A resposta merece ser declarada como Princípio Número Quatro. Na tentativa de fazer descobertas científicas, todo problema é uma oportunidade, e quanto mais difícil o problema, maior será a importância de sua solução.

Agora, isto me traz para uma categorização básica na forma em que são feitas descobertas científicas. Os cientistas, entre eles os matemáticos puros, seguem dois caminhos. Primeiro, através de descobertas anteriores, um problema é identificado e uma solução é buscada. O problema pode ser relativamente circunscrito; por exemplo, onde exatamente, em um cruzeiro marítimo, o norovírus começa a se espalhar? Ou mais amplo, qual é o papel da matéria escura na expansão do universo? À medida que a resposta é buscada, tipicamente outros fenômenos são descobertos e outras questões são levantadas.

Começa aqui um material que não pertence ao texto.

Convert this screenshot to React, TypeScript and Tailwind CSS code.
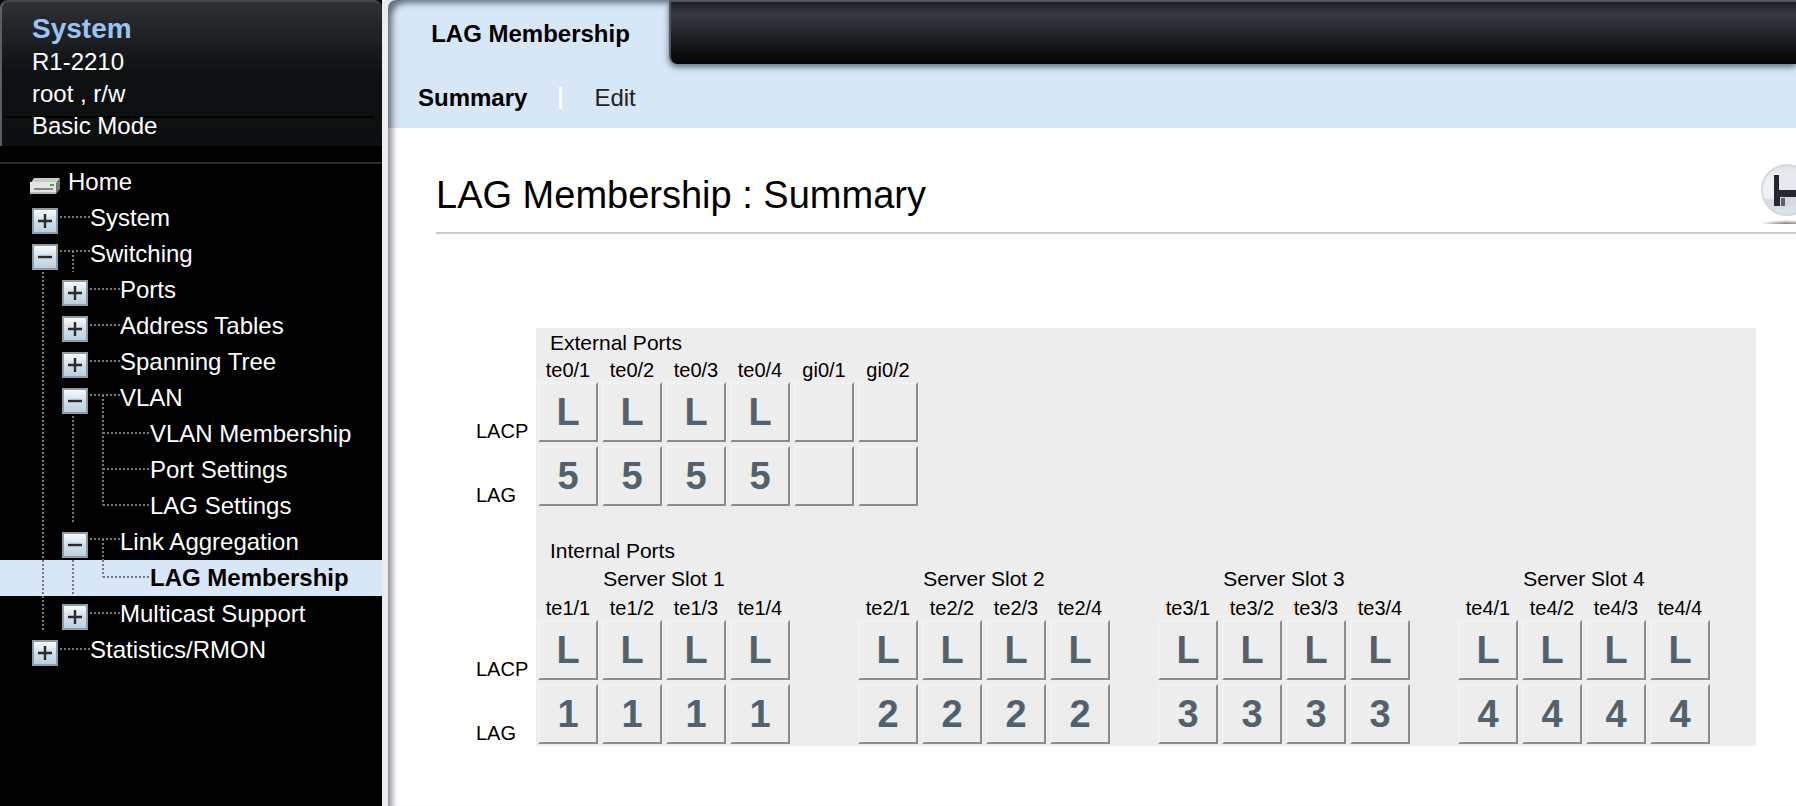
import React from "react";

type Twig = "plus" | "minus" | "leaf";
interface NavNode {
  label: string;
  kind: Twig;
  depth: number;
  last?: boolean;
  active?: boolean;
}

const NAV: NavNode[] = [
  { label: "System", kind: "plus", depth: 0 },
  { label: "Switching", kind: "minus", depth: 0 },
  { label: "Ports", kind: "plus", depth: 1 },
  { label: "Address Tables", kind: "plus", depth: 1 },
  { label: "Spanning Tree", kind: "plus", depth: 1 },
  { label: "VLAN", kind: "minus", depth: 1 },
  { label: "VLAN Membership", kind: "leaf", depth: 2 },
  { label: "Port Settings", kind: "leaf", depth: 2 },
  { label: "LAG Settings", kind: "leaf", depth: 2, last: true },
  { label: "Link Aggregation", kind: "minus", depth: 1 },
  { label: "LAG Membership", kind: "leaf", depth: 2, last: true, active: true },
  { label: "Multicast Support", kind: "plus", depth: 1 },
  { label: "Statistics/RMON", kind: "plus", depth: 0 },
];

function Guide() {
  return (
    <svg width="30" height="36" className="shrink-0" aria-hidden="true">
      <path d="M13 0V36" stroke="#777" strokeWidth="2" strokeDasharray="2 2" />
    </svg>
  );
}

function Toggle({ open, label }: { open: boolean; label: string }) {
  return (
    <button type="button" aria-label={(open ? "Collapse " : "Expand ") + label} className="h-9 w-[30px] shrink-0 cursor-pointer">
      <svg width="30" height="36" aria-hidden="true">
        <defs>
          <linearGradient id="box" x1="0" y1="0" x2="0" y2="1">
            <stop offset="0" stopColor="#fbfcfd" />
            <stop offset="0.5" stopColor="#d3e0e9" />
            <stop offset="1" stopColor="#bccfdd" />
          </linearGradient>
        </defs>
        <rect x="3" y="9" width="24" height="24" fill="url(#box)" stroke="#8b9cab" strokeWidth="2" />
        <path d={open ? "M8 21H22" : "M8 21H22M15 14V28"} stroke="#2b2b2b" strokeWidth="2.4" />
      </svg>
    </button>
  );
}

function Twigs({ kind, last }: { kind: Twig; last?: boolean }) {
  const dots = { stroke: "#777", strokeWidth: 2, strokeDasharray: "2 2", fill: "none" };
  if (kind === "leaf") {
    return (
      <svg width="60" height="36" className="shrink-0" aria-hidden="true">
        <path d={last ? "M13 0V17" : "M13 0V36"} {...dots} />
        <path d="M13 17H60" {...dots} />
      </svg>
    );
  }
  return (
    <svg width="30" height="36" className="shrink-0" aria-hidden="true">
      <path d={kind === "plus" ? "M0 17H30" : "M0 15H30"} {...dots} />
      {kind === "minus" && <path d="M13 15V36" {...dots} />}
    </svg>
  );
}

function DriveIcon() {
  return (
    <svg width="30" height="16" viewBox="0 0 30 16" aria-hidden="true">
      <path d="M4 0H30L26 6H0Z" fill="#c9c9c9" />
      <path d="M30 0V11L26 16V6Z" fill="#777" />
      <rect y="4" width="26" height="12" fill="#e4e4e4" />
      <path d="M0 15H26" stroke="#b5b5b5" strokeWidth="2" />
      <path d="M4 11H23" stroke="#666" strokeWidth="1.5" />
      <rect x="20" y="6" width="4" height="2" fill="#3fb52f" />
    </svg>
  );
}

function Sidebar() {
  return (
    <aside className="w-[382px] shrink-0 bg-black text-[24px] text-white">
      <header className="h-[146px] rounded-t-lg border-t-2 border-l-2 border-t-[#45494c] border-l-[#5a5f62] bg-linear-to-b from-[#2e3035] via-[#0e1112] via-50% to-[#0b0f10] pt-3 pl-7 leading-8">
        <h2 className="pl-0.5 text-[28px] leading-[30px] font-bold text-[#9ac4f6]">System</h2>
        <p className="mt-0.5 pl-0.5">R1-2210</p>
        <p className="pl-0.5">root , r/w</p>
        <p className="mt-1.5 mr-2 -ml-6 border-t-2 border-black pl-[26px] leading-4">Basic Mode</p>
      </header>
      <nav aria-label="Main" className="mt-4 border-t-2 border-[#26292b]">
        <ul>
          <li>
            <a href="#home" className="flex h-9 items-center gap-2 pl-[30px] leading-9">
              <span className="pt-2">
                <DriveIcon />
              </span>
              Home
            </a>
          </li>
          {NAV.map((n) => (
            <li key={n.label} className={n.active ? "flex h-9 bg-[#d7e7f6] pl-[30px]" : "flex h-9 pl-[30px]"}>
              {Array.from({ length: n.depth }, (_, i) => (
                <Guide key={i} />
              ))}
              {n.kind !== "leaf" && <Toggle open={n.kind === "minus"} label={n.label} />}
              <Twigs kind={n.kind} last={n.last} />
              <a href="#page" className={n.active ? "leading-9 font-bold text-black" : "leading-9"}>
                {n.label}
              </a>
            </li>
          ))}
        </ul>
      </nav>
    </aside>
  );
}

function Cell({ value }: { value: string }) {
  return (
    <td className="p-0">
      <div className="m-0.5 flex h-[60px] w-[60px] items-center justify-center border-2 border-t-[#f1f1f1] border-r-[#8c8c8c] border-b-[#8c8c8c] border-l-[#f1f1f1] text-[38px] leading-none font-bold text-[#52616e]">
        {value}
      </div>
    </td>
  );
}

function PortTable({ caption, ports, lag, lacp }: { caption: string; ports: string[]; lag: string; lacp: number }) {
  return (
    <table className="border-collapse" aria-label={caption}>
      <thead>
        <tr>
          {ports.map((p) => (
            <th key={p} scope="col" className="p-0 text-center text-[20px] leading-5 font-normal">
              {p}
            </th>
          ))}
        </tr>
      </thead>
      <tbody>
        <tr>
          {ports.map((p, i) => (
            <Cell key={p} value={i < lacp ? "L" : ""} />
          ))}
        </tr>
        <tr>
          {ports.map((p, i) => (
            <Cell key={p} value={i < lacp ? lag : ""} />
          ))}
        </tr>
      </tbody>
    </table>
  );
}

function RowLabels({ className }: { className: string }) {
  return (
    <div className={className}>
      <span className="h-16">LACP</span>
      <span className="h-16">LAG</span>
    </div>
  );
}

function SaveIcon() {
  return (
    <svg width="54" height="60" viewBox="0 0 54 60" aria-hidden="true">
      <defs>
        <linearGradient id="disc" x1="0" y1="0" x2="0" y2="1">
          <stop offset="0" stopColor="#dde1e6" />
          <stop offset="0.3" stopColor="#f0f3f5" />
          <stop offset="0.66" stopColor="#eef1f4" />
          <stop offset="0.7" stopColor="#d3dae3" />
          <stop offset="1" stopColor="#dfe5ee" />
        </linearGradient>
        <radialGradient id="shade">
          <stop offset="0" stopColor="#777" />
          <stop offset="1" stopColor="#fff" />
        </radialGradient>
      </defs>
      <circle cx="27" cy="26" r="25" fill="url(#disc)" stroke="#d3d9e1" strokeWidth="2" />
      <path d="M14 11H43V42H14Z" fill="#25292d" />
      <path d="M19 11H38V26H19Z" fill="#e6eaee" />
      <path d="M20 33H38V42H20Z" fill="#d5dade" />
      <path d="M21 34H25V42H21Z" fill="#5b6066" />
      <ellipse cx="27" cy="60" rx="27" ry="4" fill="url(#shade)" />
    </svg>
  );
}

export default function App() {
  return (
    <div className="flex min-h-screen overflow-hidden bg-[#ececee] font-['Liberation_Sans',Arial,sans-serif] text-black">
      <Sidebar />
      <main className="ml-1.5 min-w-0 flex-1 overflow-hidden rounded-tl-lg bg-white shadow-[inset_10px_0_6px_-6px_#8b8d97]">
        <div className="h-32 rounded-tl-lg bg-[#d7e7f6] shadow-[inset_10px_9px_6px_-6px_#61707f]">
          <div className="flex h-16">
            <button type="button" className="w-[281px] shrink-0 pt-1 pl-1 text-center text-[24px] font-bold">
              LAG Membership
            </button>
            <div className="flex-1 rounded-bl-lg border-t-2 border-l-2 border-[#50565b] bg-linear-to-b from-[#1d2024] via-[#373a42] via-20% to-[#050505] shadow-[0_3px_6px_#5a6b7d]" />
          </div>
          <nav aria-label="Views" className="flex h-16 items-center gap-8 pt-1 pl-[30px] text-[24px]">
            <a href="#summary" className="font-bold">Summary</a>
            <span className="h-[22px] w-[3px] bg-white" />
            <a href="#edit" className="text-[#222]">Edit</a>
          </nav>
        </div>
        <div className="pl-12">
          <div className="flex h-[106px] items-start justify-between overflow-hidden border-b-2 border-[#cacaca]">
            <h1 className="pt-10 text-[38px] leading-[54px] whitespace-nowrap">LAG Membership : Summary</h1>
            <button type="button" aria-label="Save" className="-mr-[18px] mt-9 shrink-0">
              <SaveIcon />
            </button>
          </div>
          <div className="mt-[94px] mr-10 flex pl-10">
            <div className="flex w-[60px] shrink-0 flex-col text-[20px] leading-7">
              <RowLabels className="mt-[89px] flex flex-col" />
              <RowLabels className="mt-[110px] -mb-10 flex flex-col" />
            </div>
            <section className="flex-1 bg-[#ededed]">
              <h2 className="h-8 pl-3.5 text-[21px] leading-[30px]">External Ports</h2>
              <PortTable caption="External Ports" ports={["te0/1", "te0/2", "te0/3", "te0/4", "gi0/1", "gi0/2"]} lag="5" lacp={4} />
              <h2 className="mt-7 h-7 pl-3.5 text-[21px] leading-[30px]">Internal Ports</h2>
              <div className="flex">
                {["1", "2", "3", "4"].map((s) => (
                  <div key={s} className={s === "1" ? "mr-16" : s === "4" ? "" : "mr-11"}>
                    <h3 className="h-[34px] text-center text-[21px] leading-[30px]">Server Slot {s}</h3>
                    <PortTable caption={"Server Slot " + s} ports={["te" + s + "/1", "te" + s + "/2", "te" + s + "/3", "te" + s + "/4"]} lag={s} lacp={4} />
                  </div>
                ))}
              </div>
            </section>
          </div>
        </div>
      </main>
    </div>
  );
}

A primeira das duas estratégias é como um caçador, explorando a floresta em busca de uma presa em especial, que encontra outras presas ao longo do caminho. A segunda estratégia de pesquisa é estudar um assunto amplamente, procurando por fenômenos desconhecidos ou padrões de fenômenos conhecidos, como um caçador naquilo que chamamos de "transe de naturalista", a mente do pesquisador está aberta a qualquer coisa interessante, qualquer presa de valor. A busca não é para a solução do problema, mas por problemas que valham a pena ser resolvidos.

As duas estratégias de pesquisa, pesquisa original, podem ser explicadas como segue, no princípio final que vou expor a vocês. Para cada problema em uma dada disciplina da ciência, existe uma espécie, ou entidade, ou fenômeno ideal para sua solução. E, inversamente, para cada espécie, ou outra entidade ou fenômeno, existem problemas importantes para a solução dos quais aqueles objetos específicos de pesquisa são idealmente ajustados. Descubra quais são. Você encontrará sua própria maneira de descobrir, de aprender, de ensinar.

As próximas décadas verão avanços dramáticos na prevenção de doenças, saúde em geral, qualidade de vida. Toda a humanidade depende do conhecimento e da prática de medicina e a ciência por trás disso vocês dominarão. Vocês escolheram um chamado que virá em passos para dar-lhes a satisfação, em sua conclusão, de uma vida bem vivida. E agradeço-lhes por estar aqui esta noite.


Oh, obrigado. Muito obrigado. Saúdo vocês.